Türkiye Komünist Partisi, bu nedenle, tüm emek, barış, demokrasi ve özgürlük güçlerinin bir veya birden fazla platformda bir araya gelerek mücadeleyi geliştirmeleri olgusuna büyük değer biçiyor ve bu oluşumların içinde fiilen yer alıyor, katkı sunuyor, kimilerinin oluşumunda ise öncü rol üstleniyor. Birden fazla platform oluşması, burjuvazinin terörist saldırılarına karşı meşru savunma hakkının da farklı biçim ve düzeylerde gelişecek olmasıdır. Bu amaçla, örneğin akademisyenler ile bir platformda ortak forum düzenlenmesine katılırken, diğer yandan herhangi bir fabrika veya semtte işçi sınıfının diğer devrimci demokrat güçler ile gelişen yerel halk meclisleri girişimlerine de katılıyor. TKP, politik olarak Marksizm-Leninizm ilkeleri doğrultusunda mücadele yürüten örgüt, parti ve çevreler içinde yer alan komünist kadrolar ile de ayrıca, Marksist-Leninist ilkeler temelinde işçi sınıfının öncü politik örgütlenmesini birlikte geliştirmek, güçlendirmek ve tarihsel misyonunu yerine getirmesi için gereken hazırlıkların gerçekleştirilmesi için aralıksız çaba sarfediyor. TKP, tüm bu görevleri eksiksiz olarak ve başarıyla yerine getirebilmek için, uğradığı hain likidasyon sonrasında yeniden örgütlenme sürecinde yeni parti kadrolarının yetiştirilmesi ve parti örgütlerinin olması gerektiği gibi kurulması amacıyla büyük bir özveri ile çalışıyor.

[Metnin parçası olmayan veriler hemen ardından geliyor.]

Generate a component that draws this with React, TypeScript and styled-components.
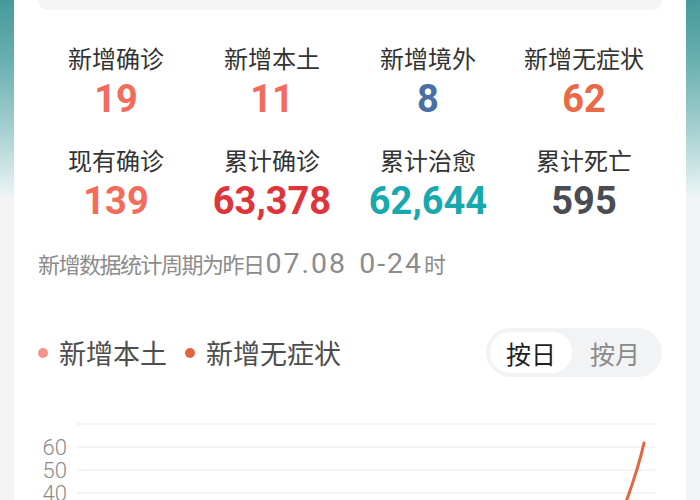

Burjuvazi, Ankara Katliamı’nda, aynen Suruç Katliamı’nda olduğu gibi, bu ülkenin en değerli evlatlarını katletti. Mensup oldukları siyasi oluşum hangisi olursa olsun, bu kayıplarımızın tümü devrimci sınıf mücadelesinin birer neferidirler. Her biri kendi alanlarında sevilen, sayılan, mücadelede örnek olan devrimci kişiliklerdi. Onların anılarını mücadele içinde yaşatmak, uğruna can verdikleri idealleri bu topraklarda gerçekleştirmek, onlara karşı olduğu kadar kendimize karşı da en önemli görevimizdir. Her bir arkadaşımız, yoldaşımız binler, onbinler tarafından uğurlandı. Onları uğurlayan o onbinleri, topladığımız zaman yüzbinleri, sınıf savaşımının aktif birer neferi düzeyine yükseltmek, her birinin kendi alanında örgütlü mücadeleye katılmasını sağlamak Ankara Katliamı’nın bize verdiği en önemli mesaj ve görev olmalıdır.